▶ [EXERCISE BRIEF]: Extract each line containing the string "with".

Items from a data source
==================================================

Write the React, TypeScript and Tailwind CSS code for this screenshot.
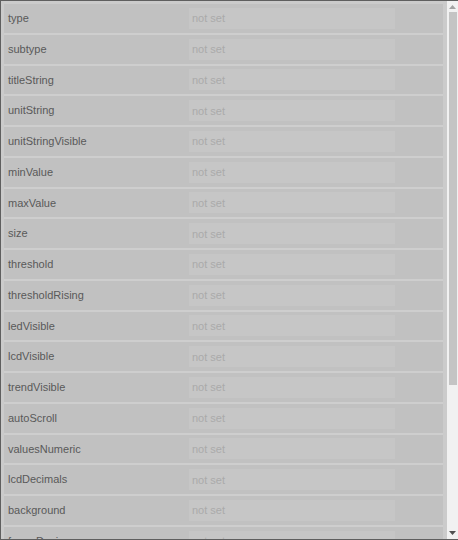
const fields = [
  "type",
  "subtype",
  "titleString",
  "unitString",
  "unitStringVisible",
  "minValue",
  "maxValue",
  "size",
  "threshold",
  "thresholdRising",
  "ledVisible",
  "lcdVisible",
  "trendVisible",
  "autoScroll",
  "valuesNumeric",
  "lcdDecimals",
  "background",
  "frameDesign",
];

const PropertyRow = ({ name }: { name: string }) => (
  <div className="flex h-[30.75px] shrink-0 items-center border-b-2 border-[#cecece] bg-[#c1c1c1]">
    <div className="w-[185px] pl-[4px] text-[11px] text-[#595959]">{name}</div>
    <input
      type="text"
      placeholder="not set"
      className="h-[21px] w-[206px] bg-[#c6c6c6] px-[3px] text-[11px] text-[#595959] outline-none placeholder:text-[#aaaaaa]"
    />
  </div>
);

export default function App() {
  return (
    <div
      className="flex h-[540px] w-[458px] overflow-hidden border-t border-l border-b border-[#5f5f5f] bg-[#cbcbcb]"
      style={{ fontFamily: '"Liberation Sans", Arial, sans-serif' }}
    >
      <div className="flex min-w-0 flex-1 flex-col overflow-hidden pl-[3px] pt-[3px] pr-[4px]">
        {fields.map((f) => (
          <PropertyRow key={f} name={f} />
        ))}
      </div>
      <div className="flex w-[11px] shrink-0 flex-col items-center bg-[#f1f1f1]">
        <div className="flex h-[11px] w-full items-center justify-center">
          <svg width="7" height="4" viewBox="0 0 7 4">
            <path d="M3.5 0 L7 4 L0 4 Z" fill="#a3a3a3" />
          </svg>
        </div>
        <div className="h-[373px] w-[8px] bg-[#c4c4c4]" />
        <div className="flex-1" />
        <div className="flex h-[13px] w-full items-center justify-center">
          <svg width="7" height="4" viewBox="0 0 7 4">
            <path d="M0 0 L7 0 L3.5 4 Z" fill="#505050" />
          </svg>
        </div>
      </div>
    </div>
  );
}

==================================================

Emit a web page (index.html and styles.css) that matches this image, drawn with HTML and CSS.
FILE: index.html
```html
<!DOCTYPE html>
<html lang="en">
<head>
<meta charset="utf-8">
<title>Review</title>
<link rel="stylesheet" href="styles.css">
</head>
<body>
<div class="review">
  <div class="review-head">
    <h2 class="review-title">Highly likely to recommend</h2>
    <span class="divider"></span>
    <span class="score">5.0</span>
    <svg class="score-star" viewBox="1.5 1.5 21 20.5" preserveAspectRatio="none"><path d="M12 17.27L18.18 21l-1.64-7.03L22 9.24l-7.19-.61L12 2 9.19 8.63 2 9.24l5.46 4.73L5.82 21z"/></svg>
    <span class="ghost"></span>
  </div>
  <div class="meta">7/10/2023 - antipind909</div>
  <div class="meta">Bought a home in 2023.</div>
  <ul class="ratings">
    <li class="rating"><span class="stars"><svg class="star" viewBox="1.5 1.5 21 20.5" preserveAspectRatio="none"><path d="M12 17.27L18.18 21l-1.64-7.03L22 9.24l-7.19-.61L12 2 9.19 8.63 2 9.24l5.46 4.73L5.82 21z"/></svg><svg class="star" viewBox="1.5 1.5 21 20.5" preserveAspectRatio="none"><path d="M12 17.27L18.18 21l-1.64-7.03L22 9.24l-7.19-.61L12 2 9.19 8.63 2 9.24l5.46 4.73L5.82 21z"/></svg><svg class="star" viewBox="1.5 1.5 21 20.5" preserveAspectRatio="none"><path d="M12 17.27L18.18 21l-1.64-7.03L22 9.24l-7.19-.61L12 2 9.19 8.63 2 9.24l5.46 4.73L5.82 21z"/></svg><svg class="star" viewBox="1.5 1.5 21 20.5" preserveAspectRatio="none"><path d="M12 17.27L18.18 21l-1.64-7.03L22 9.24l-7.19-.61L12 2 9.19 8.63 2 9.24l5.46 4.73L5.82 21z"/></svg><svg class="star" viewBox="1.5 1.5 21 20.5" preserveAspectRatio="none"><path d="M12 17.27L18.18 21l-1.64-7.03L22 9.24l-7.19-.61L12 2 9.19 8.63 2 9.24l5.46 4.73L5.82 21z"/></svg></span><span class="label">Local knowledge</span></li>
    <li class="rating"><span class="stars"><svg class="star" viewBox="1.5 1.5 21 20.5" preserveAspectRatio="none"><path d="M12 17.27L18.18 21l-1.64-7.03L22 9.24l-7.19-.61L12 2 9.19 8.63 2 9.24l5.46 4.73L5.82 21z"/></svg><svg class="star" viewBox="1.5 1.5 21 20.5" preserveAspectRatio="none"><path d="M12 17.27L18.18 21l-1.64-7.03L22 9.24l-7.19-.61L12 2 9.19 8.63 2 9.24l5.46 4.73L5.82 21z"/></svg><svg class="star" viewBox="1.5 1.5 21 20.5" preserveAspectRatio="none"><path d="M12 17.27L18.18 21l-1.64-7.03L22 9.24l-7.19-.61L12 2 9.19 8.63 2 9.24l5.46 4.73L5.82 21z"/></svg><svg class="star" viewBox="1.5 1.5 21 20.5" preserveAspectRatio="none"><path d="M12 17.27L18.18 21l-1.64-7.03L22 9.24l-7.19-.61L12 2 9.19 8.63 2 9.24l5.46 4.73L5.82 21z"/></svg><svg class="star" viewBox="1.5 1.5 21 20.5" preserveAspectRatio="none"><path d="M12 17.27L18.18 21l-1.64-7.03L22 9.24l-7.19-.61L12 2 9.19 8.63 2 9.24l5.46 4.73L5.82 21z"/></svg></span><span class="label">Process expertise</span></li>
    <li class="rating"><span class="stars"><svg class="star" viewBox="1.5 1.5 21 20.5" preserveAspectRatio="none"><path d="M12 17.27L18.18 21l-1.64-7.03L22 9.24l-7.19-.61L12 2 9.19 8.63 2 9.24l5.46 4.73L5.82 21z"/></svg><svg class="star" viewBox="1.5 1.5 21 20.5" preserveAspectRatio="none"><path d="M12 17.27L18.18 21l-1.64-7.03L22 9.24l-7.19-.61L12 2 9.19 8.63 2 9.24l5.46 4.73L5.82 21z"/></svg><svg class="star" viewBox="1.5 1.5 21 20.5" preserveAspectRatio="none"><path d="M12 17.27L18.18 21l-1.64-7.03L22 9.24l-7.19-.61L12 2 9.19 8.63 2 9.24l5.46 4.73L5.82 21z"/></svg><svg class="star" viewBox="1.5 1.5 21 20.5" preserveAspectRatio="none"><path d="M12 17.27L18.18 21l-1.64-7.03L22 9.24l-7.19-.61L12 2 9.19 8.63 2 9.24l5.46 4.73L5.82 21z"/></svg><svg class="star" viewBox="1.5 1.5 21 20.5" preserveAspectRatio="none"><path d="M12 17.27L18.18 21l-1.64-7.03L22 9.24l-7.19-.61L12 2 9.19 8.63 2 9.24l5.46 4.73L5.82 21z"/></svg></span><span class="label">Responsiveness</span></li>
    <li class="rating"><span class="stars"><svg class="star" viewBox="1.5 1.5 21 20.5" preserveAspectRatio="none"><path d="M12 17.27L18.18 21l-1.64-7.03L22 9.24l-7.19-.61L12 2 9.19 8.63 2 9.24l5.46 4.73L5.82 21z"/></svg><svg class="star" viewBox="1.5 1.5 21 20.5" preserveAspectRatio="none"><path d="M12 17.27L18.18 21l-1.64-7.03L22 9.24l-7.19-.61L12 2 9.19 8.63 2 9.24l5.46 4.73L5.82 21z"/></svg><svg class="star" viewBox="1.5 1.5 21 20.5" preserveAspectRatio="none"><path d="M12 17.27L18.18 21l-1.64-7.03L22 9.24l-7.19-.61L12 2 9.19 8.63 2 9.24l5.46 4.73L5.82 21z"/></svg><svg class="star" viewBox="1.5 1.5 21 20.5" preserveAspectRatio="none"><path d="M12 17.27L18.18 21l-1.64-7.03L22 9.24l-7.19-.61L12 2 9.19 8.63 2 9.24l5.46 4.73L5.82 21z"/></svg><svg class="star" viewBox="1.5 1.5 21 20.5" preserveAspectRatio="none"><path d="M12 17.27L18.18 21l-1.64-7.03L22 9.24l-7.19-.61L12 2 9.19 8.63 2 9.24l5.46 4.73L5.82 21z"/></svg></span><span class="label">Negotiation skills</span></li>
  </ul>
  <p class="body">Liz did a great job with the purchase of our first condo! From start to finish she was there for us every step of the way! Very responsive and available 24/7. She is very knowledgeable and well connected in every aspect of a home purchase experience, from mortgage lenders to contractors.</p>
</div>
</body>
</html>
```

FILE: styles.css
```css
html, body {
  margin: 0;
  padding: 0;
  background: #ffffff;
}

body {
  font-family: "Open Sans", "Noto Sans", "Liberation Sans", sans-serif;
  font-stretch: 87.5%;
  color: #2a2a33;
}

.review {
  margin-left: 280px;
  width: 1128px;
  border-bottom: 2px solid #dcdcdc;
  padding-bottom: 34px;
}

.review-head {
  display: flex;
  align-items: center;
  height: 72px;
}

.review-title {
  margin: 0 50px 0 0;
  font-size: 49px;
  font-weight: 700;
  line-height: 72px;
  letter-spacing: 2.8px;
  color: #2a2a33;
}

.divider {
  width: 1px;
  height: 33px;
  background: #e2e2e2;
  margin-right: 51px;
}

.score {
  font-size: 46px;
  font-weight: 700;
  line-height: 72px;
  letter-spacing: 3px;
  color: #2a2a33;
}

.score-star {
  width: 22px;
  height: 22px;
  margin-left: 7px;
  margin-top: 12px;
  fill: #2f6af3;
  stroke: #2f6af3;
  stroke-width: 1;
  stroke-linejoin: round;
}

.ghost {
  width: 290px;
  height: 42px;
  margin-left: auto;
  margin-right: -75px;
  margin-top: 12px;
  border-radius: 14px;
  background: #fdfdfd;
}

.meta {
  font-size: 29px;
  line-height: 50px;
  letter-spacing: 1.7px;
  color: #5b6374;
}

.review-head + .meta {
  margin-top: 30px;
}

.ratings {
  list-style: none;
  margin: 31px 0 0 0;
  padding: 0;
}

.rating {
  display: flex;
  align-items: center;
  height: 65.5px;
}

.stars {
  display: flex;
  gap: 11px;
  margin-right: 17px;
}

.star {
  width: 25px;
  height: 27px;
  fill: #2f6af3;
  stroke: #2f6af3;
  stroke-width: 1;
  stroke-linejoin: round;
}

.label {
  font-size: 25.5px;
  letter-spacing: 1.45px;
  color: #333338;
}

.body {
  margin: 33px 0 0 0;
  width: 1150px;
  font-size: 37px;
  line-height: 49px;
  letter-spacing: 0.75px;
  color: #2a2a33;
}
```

==================================================

▶ [FULL OUTPUT]:
Emit a web page (index.html and styles.css) that matches this image, drawn with HTML and CSS.
  <p class="body">Liz did a great job with the purchase of our first condo! From start to finish she was there for us every step of the way! Very responsive and available 24/7. She is very knowledgeable and well connected in every aspect of a home purchase experience, from mortgage lenders to contractors.</p>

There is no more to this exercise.